A onda de crimes bárbaros contra crianças ocorridos no Paraná trouxe à tona uma discussão importante: a tipificação do crime de pedofilia. Os autores de violência sexual contra crianças não serão punidos por tal crime, já que a lei brasileira não traz um tipo penal específico para o assunto.
Em vários países existem dispositivos para este delito, mas, no Brasil, para punir o pedófilo é necessário se valer de outros crimes tipificados pelo Código Penal, como estupro, atentado violento ao pudor, presunção de violência, lesão corporal, corrupção de menores e, se for o caso, homicídio.
"Nós não temos sequer um tipo penal específico para pedofilia. O assassino da minha filha, caso seja encontrado, terá de ser punido por outros crimes", desabafou em entrevistas recentes Michael Genofre, pai de Rachel Genofre, 9 anos, violentada e assassinada no início deste mês. Para a advogada Márcia Caldas, integrante da Comissão da Criança e do Adolescente da seção paranaense da Ordem dos Advogados do Brasil (OAB-PR), a tipificação do crime de pedofilia poderia ajudar na punição de autores de crimes como os que abalaram o país nos últimos dias. Outra saída, segundo Márcia, seria a alteração dos artigos que tipificam os crimes contra liberdade sexual como estupro e atentado violento ao pudor com o aumento de penas e a inserção de tratamento terapêutico para os abusadores.
A secretária de Estado da Criança e do Adolescente, Thelma Alves de Oliveira, também defende a criação do tipo penal específico. "A tipificação é importante objetivamente para que não haja interpretação subjetiva. Seria um instrumento neutro para ser aplicado igualmente em todos os casos", diz. De acordo com Márcia, porém, é necessária calma nessa discussão. "O imediatismo me deixa preocupada. Esses crimes acontecem há centenas de anos e, quando a mídia se interessa por um caso, a sociedade resolve discutir", afirma. "Leis feitas de forma rápida ficam incompletas", acrescenta.
Discussão tardia
Para a sargento da Polícia Militar Tânia Guerreiro, que trabalha há 26 anos no combate à pedofilia, a discussão sobre a tipificação já começa tarde. De acordo com ela, a falta do tipo penal específico facilita a impunidade. "O pedófilo, normalmente, não tem antecedentes criminais. Geralmente, é o pai amoroso, o irmão cuidadoso. Ele pega a pena mínima, comporta-se bem e sai com um terço da pena cumprida. A partir daí há um prazo de 48 horas para ele agir novamente", explica. "Se ele tiver condição, ele vai tocar em uma criança novamente", avisa.

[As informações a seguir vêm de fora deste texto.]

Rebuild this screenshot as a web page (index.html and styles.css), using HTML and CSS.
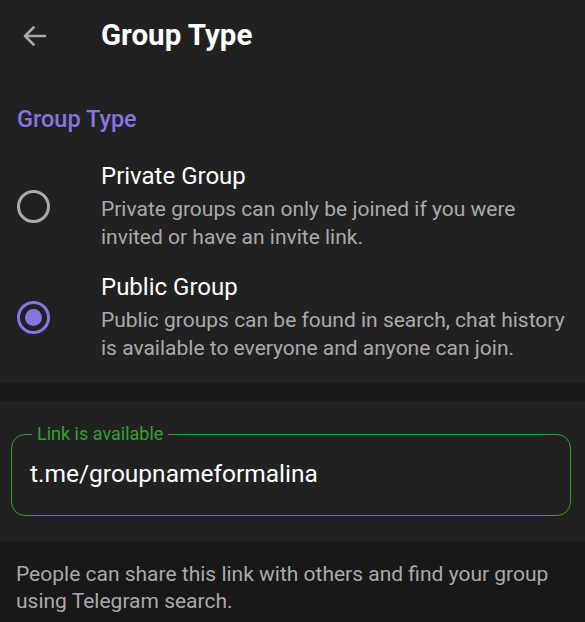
FILE: index.html
```html
<!DOCTYPE html>
<html>
<head>
<meta charset="utf-8">
<link rel="stylesheet" href="styles.css">
</head>
<body>
<div class="page">
  <header class="topbar">
    <span class="back">
      <svg width="26" height="24" viewBox="0 0 26 24"><path d="M24 12H4M12.5 3.5L4 12l8.5 8.5" fill="none" stroke="#aaaaaa" stroke-width="2.6" stroke-linecap="round" stroke-linejoin="round"/></svg>
    </span>
    <h1 class="title">Group Type</h1>
  </header>
  <section class="types">
    <h2 class="section-title">Group Type</h2>
    <div class="option">
      <span class="radio"></span>
      <div class="option-text">
        <div class="option-title">Private Group</div>
        <div class="option-desc">Private groups can only be joined if you were invited or have an invite link.</div>
      </div>
    </div>
    <div class="option">
      <span class="radio checked"></span>
      <div class="option-text">
        <div class="option-title">Public Group</div>
        <div class="option-desc">Public groups can be found in search, chat history is available to everyone and anyone can join.</div>
      </div>
    </div>
  </section>
  <div class="gap"></div>
  <section class="link">
    <fieldset class="field">
      <legend class="field-label">Link is available</legend>
      <div class="field-value">t.me/groupnameformalina</div>
    </fieldset>
  </section>
  <footer class="hint">People can share this link with others and find your group using Telegram search.</footer>
</div>
</body>
</html>
```
FILE: styles.css
```css
html, body {
  margin: 0;
  padding: 0;
  background: #181818;
}
body {
  font-family: Roboto, "Noto Sans", sans-serif;
  color: #ffffff;
}
.page {
  width: 585px;
  height: 622px;
  overflow: hidden;
  display: flex;
  flex-direction: column;
}
.topbar {
  display: flex;
  align-items: center;
  height: 72px;
  flex: none;
  background: #212121;
}
.back {
  display: flex;
  width: 26px;
  height: 24px;
  margin-left: 21px;
}
.title {
  margin: 0 0 0 54px;
  font-size: 29.5px;
  font-weight: 700;
  line-height: 1;
}
.types {
  flex: none;
  background: #212121;
  padding: 32px 0 11px;
}
.section-title {
  margin: 0 0 16px 17px;
  font-size: 23.5px;
  font-weight: 500;
  color: #8774e1;
  line-height: 30px;
}
.option {
  display: flex;
  align-items: center;
  padding: 11px 0 10px;
}
.radio {
  box-sizing: border-box;
  width: 33px;
  height: 33px;
  margin-left: 17px;
  border: 3px solid #aaaaaa;
  border-radius: 50%;
  flex: none;
  display: flex;
  align-items: center;
  justify-content: center;
}
.radio.checked {
  border-color: #8774e1;
}
.radio.checked::after {
  content: "";
  width: 17px;
  height: 17px;
  border-radius: 50%;
  background: #8774e1;
}
.option-text {
  margin-left: 51px;
  padding-right: 16px;
}
.option-title {
  font-size: 24px;
  line-height: 30px;
  color: #ffffff;
}
.option-desc {
  font-size: 21px;
  line-height: 27.5px;
  color: #aaaaaa;
  margin-top: 5px;
}
.gap {
  flex: none;
  height: 18px;
  background: #181818;
}
.link {
  flex: none;
  background: #212121;
  padding: 23px 14px 25px 11px;
}
.field {
  margin: 0;
  padding: 0 0 25px 18px;
  border: 1.3px solid #2ea42e;
  border-radius: 14px;
}
.field-label {
  margin-left: 2px;
  padding: 0 5px;
  font-size: 18px;
  line-height: 20px;
  color: #2ea42e;
}
.field-value {
  font-size: 24.5px;
  line-height: 32px;
  color: #ffffff;
  margin-top: 14px;
}
.hint {
  background: #181818;
  padding: 20px 16px 19px;
  font-size: 21px;
  line-height: 27px;
  color: #aaaaaa;
}
```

De acordo com o secretário de Estado da Segurança Pública, Luiz Fernando Delazari, a falta de tipificação penal específica não é um problema para punir o pedófilo. "Existem outros mecanismos para punir. O que não existe é o despertar da sociedade para o problema", afirma. A delegada do Núcleo de Proteção à Criança e ao Adolescente Vítimas de Crimes (Nucria), Eunice Vieira Bonome, tem uma opinião semelhante à do secretário. "Já existem os crimes contra a liberdade sexual", afirma.
Segundo Eunice, a dificuldade em punir o pedófilo está no fato de que alguns dos delitos não admitem punição para tentativa ou não deixam marcas. Outro problema, segundo ela, é que os pedófilos deixam de ser punidos por falta de conclusão do delito. "Eles começam a executar, mas não consumam", explica. "Neste caso, ficamos de olho, porque onde há fumaça há fogo", diz.